*Goal*
Faithfully return all lines, omitting every embedded picture.

*Information shown*
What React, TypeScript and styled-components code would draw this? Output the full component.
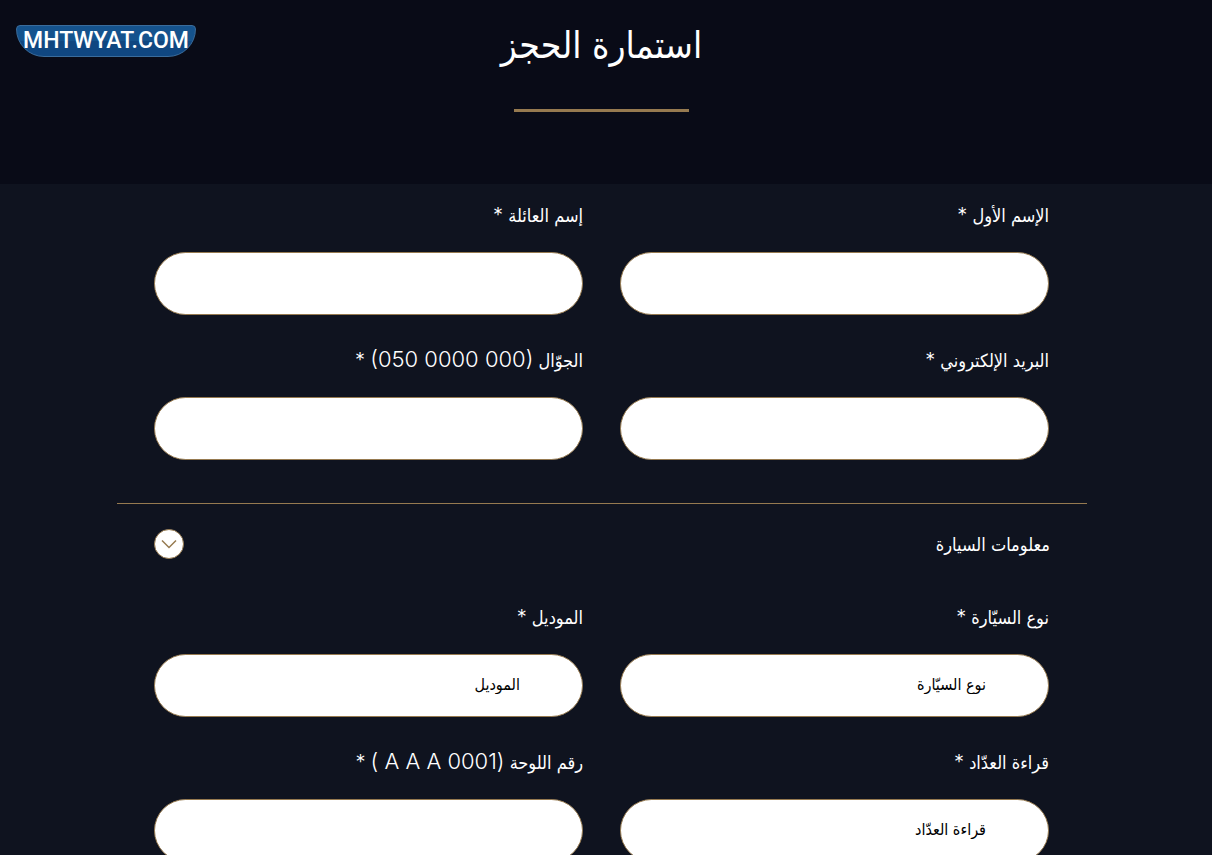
import { useState } from "react";
import styled, { createGlobalStyle } from "styled-components";

const gold = "#967a50";

const GlobalStyle = createGlobalStyle`
  *, *::before, *::after { box-sizing: border-box; }
  body {
    margin: 0;
    background: #0f131f;
    color: #fff;
    font-family: "DejaVu Sans Condensed", "DejaVu Sans", sans-serif;
  }
`;

const Header = styled.header`
  position: relative;
  min-height: 184px;
  padding: 16px 9px 0 0;
  background: #090b17;
  display: flex;
  flex-direction: column;
  align-items: center;
`;

const Brand = styled.a`
  position: absolute;
  top: 25px;
  left: 16px;
  width: 180px;
  height: 32px;
  display: flex;
  align-items: center;
  justify-content: center;
  border: 1px solid #3a6c9c;
  border-radius: 4px 4px 28px 28px;
  background: linear-gradient(#15538d 50%, #104781 50%);
  color: #fff;
  font: 500 23px/30px Roboto, sans-serif;
  text-decoration: none;
`;

const Title = styled.h1`
  margin: 0;
  font-size: 37px;
  font-weight: 400;
  line-height: 60px;
`;

const TitleRule = styled.hr`
  width: 175px;
  height: 3px;
  margin: 33px 0 0;
  border: 0;
  background: ${gold};
`;

const Form = styled.form`
  max-width: 978px;
  margin: 0 auto;
  padding: 14px 8px 28px 0;
`;

const FieldGrid = styled.div`
  display: grid;
  grid-template-columns: 1fr 1fr;
  gap: 28px 37px;
  padding: 0 38px 0 37px;
`;

const Field = styled.div`
  display: flex;
  flex-direction: column;
  gap: 18px;
`;

const Label = styled.label`
  height: 36px;
  font-size: 18px;
  line-height: 36px;
  white-space: nowrap;
`;

const Sample = styled.bdi`
  font-family: Inter, sans-serif;
  font-size: 22px;
  font-weight: 300;
  line-height: 1;
`;

const Required = styled.span`
  font-family: Inter, sans-serif;
  font-size: 20px;
  font-weight: 300;
  line-height: 1;
`;

const TextBox = styled.input`
  width: 100%;
  height: 63px;
  padding: 0 62px 2px;
  border: 1px solid ${gold};
  border-radius: 32px;
  background: #fff;
  color: #000;
  font-family: inherit;
  font-size: 16px;
  &::placeholder { color: #000; opacity: 1; }
`;

const Divider = styled.hr`
  height: 1px;
  margin: 43px 0 0;
  border: 0;
  background: ${gold};
`;

const SectionBar = styled.div`
  display: flex;
  align-items: center;
  justify-content: space-between;
  padding: 25px 37px 41px;
`;

const SectionTitle = styled.h2`
  margin: 0;
  padding-top: 2px;
  font-size: 18px;
  font-weight: 400;
  line-height: 28px;
`;

const Toggle = styled.button`
  width: 30px;
  height: 30px;
  padding: 0;
  display: grid;
  place-items: center;
  border: 1px solid ${gold};
  border-radius: 50%;
  background: #fff;
  cursor: pointer;
`;

type FieldSpec = { id: string; label: string; sample?: string; placeholder?: string; type?: string };

const personal: FieldSpec[] = [
  { id: "first", label: "الإسم الأول" },
  { id: "family", label: "إسم العائلة" },
  { id: "email", label: "البريد الإلكتروني", type: "email" },
  { id: "mobile", label: "الجوّال", sample: "(050 0000 000)", type: "tel" },
];

const car: FieldSpec[] = [
  { id: "make", label: "نوع السيّارة", placeholder: "نوع السيّارة" },
  { id: "model", label: "الموديل", placeholder: "الموديل" },
  { id: "odometer", label: "قراءة العدّاد", placeholder: "قراءة العدّاد" },
  { id: "plate", label: "رقم اللوحة", sample: "( A  A  A 0001)" },
];

function Fields({ items }: { items: FieldSpec[] }) {
  return (
    <FieldGrid>
      {items.map(({ id, label, sample, placeholder, type = "text" }) => (
        <Field key={id}>
          <Label htmlFor={id}>
            {label} {sample && <><Sample dir="ltr">{sample}</Sample> </>}
            <Required>*</Required>
          </Label>
          <TextBox id={id} name={id} type={type} dir="rtl" placeholder={placeholder} required />
        </Field>
      ))}
    </FieldGrid>
  );
}

export default function App() {
  const [open, setOpen] = useState(true);
  return (
    <div dir="rtl" lang="ar">
      <GlobalStyle />
      <Header>
        <Brand href="#" dir="ltr">MHTWYAT.COM</Brand>
        <Title>استمارة الحجز</Title>
        <TitleRule />
      </Header>
      <Form>
        <Fields items={personal} />
        <Divider />
        <SectionBar>
          <SectionTitle>معلومات السيارة</SectionTitle>
          <Toggle type="button" aria-label="معلومات السيارة" aria-expanded={open} onClick={() => setOpen(!open)}>
            <svg width="16" height="10" viewBox="0 0 16 10" fill="none" stroke={gold} strokeWidth="1.5">
              <path d="M1 1.5 8 8.5 15 1.5" />
            </svg>
          </Toggle>
        </SectionBar>
        {open && <Fields items={car} />}
      </Form>
    </div>
  );
}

*Expected answer*
What React, TypeScript and styled-components code would draw this? Output the full component.
import { useState } from "react";
import styled, { createGlobalStyle } from "styled-components";

const gold = "#967a50";

const GlobalStyle = createGlobalStyle`
  *, *::before, *::after { box-sizing: border-box; }
  body {
    margin: 0;
    background: #0f131f;
    color: #fff;
    font-family: "DejaVu Sans Condensed", "DejaVu Sans", sans-serif;
  }
`;

const Header = styled.header`
  position: relative;
  min-height: 184px;
  padding: 16px 9px 0 0;
  background: #090b17;
  display: flex;
  flex-direction: column;
  align-items: center;
`;

const Brand = styled.a`
  position: absolute;
  top: 25px;
  left: 16px;
  width: 180px;
  height: 32px;
  display: flex;
  align-items: center;
  justify-content: center;
  border: 1px solid #3a6c9c;
  border-radius: 4px 4px 28px 28px;
  background: linear-gradient(#15538d 50%, #104781 50%);
  color: #fff;
  font: 500 23px/30px Roboto, sans-serif;
  text-decoration: none;
`;

const Title = styled.h1`
  margin: 0;
  font-size: 37px;
  font-weight: 400;
  line-height: 60px;
`;

const TitleRule = styled.hr`
  width: 175px;
  height: 3px;
  margin: 33px 0 0;
  border: 0;
  background: ${gold};
`;

const Form = styled.form`
  max-width: 978px;
  margin: 0 auto;
  padding: 14px 8px 28px 0;
`;

const FieldGrid = styled.div`
  display: grid;
  grid-template-columns: 1fr 1fr;
  gap: 28px 37px;
  padding: 0 38px 0 37px;
`;

const Field = styled.div`
  display: flex;
  flex-direction: column;
  gap: 18px;
`;

const Label = styled.label`
  height: 36px;
  font-size: 18px;
  line-height: 36px;
  white-space: nowrap;
`;

const Sample = styled.bdi`
  font-family: Inter, sans-serif;
  font-size: 22px;
  font-weight: 300;
  line-height: 1;
`;

const Required = styled.span`
  font-family: Inter, sans-serif;
  font-size: 20px;
  font-weight: 300;
  line-height: 1;
`;

const TextBox = styled.input`
  width: 100%;
  height: 63px;
  padding: 0 62px 2px;
  border: 1px solid ${gold};
  border-radius: 32px;
  background: #fff;
  color: #000;
  font-family: inherit;
  font-size: 16px;
  &::placeholder { color: #000; opacity: 1; }
`;

const Divider = styled.hr`
  height: 1px;
  margin: 43px 0 0;
  border: 0;
  background: ${gold};
`;

const SectionBar = styled.div`
  display: flex;
  align-items: center;
  justify-content: space-between;
  padding: 25px 37px 41px;
`;

const SectionTitle = styled.h2`
  margin: 0;
  padding-top: 2px;
  font-size: 18px;
  font-weight: 400;
  line-height: 28px;
`;

const Toggle = styled.button`
  width: 30px;
  height: 30px;
  padding: 0;
  display: grid;
  place-items: center;
  border: 1px solid ${gold};
  border-radius: 50%;
  background: #fff;
  cursor: pointer;
`;

type FieldSpec = { id: string; label: string; sample?: string; placeholder?: string; type?: string };

const personal: FieldSpec[] = [
  { id: "first", label: "الإسم الأول" },
  { id: "family", label: "إسم العائلة" },
  { id: "email", label: "البريد الإلكتروني", type: "email" },
  { id: "mobile", label: "الجوّال", sample: "(050 0000 000)", type: "tel" },
];

const car: FieldSpec[] = [
  { id: "make", label: "نوع السيّارة", placeholder: "نوع السيّارة" },
  { id: "model", label: "الموديل", placeholder: "الموديل" },
  { id: "odometer", label: "قراءة العدّاد", placeholder: "قراءة العدّاد" },
  { id: "plate", label: "رقم اللوحة", sample: "( A  A  A 0001)" },
];

function Fields({ items }: { items: FieldSpec[] }) {
  return (
    <FieldGrid>
      {items.map(({ id, label, sample, placeholder, type = "text" }) => (
        <Field key={id}>
          <Label htmlFor={id}>
            {label} {sample && <><Sample dir="ltr">{sample}</Sample> </>}
            <Required>*</Required>
          </Label>
          <TextBox id={id} name={id} type={type} dir="rtl" placeholder={placeholder} required />
        </Field>
      ))}
    </FieldGrid>
  );
}

export default function App() {
  const [open, setOpen] = useState(true);
  return (
    <div dir="rtl" lang="ar">
      <GlobalStyle />
      <Header>
        <Brand href="#" dir="ltr">MHTWYAT.COM</Brand>
        <Title>استمارة الحجز</Title>
        <TitleRule />
      </Header>
      <Form>
        <Fields items={personal} />
        <Divider />
        <SectionBar>
          <SectionTitle>معلومات السيارة</SectionTitle>
          <Toggle type="button" aria-label="معلومات السيارة" aria-expanded={open} onClick={() => setOpen(!open)}>
            <svg width="16" height="10" viewBox="0 0 16 10" fill="none" stroke={gold} strokeWidth="1.5">
              <path d="M1 1.5 8 8.5 15 1.5" />
            </svg>
          </Toggle>
        </SectionBar>
        {open && <Fields items={car} />}
      </Form>
    </div>
  );
}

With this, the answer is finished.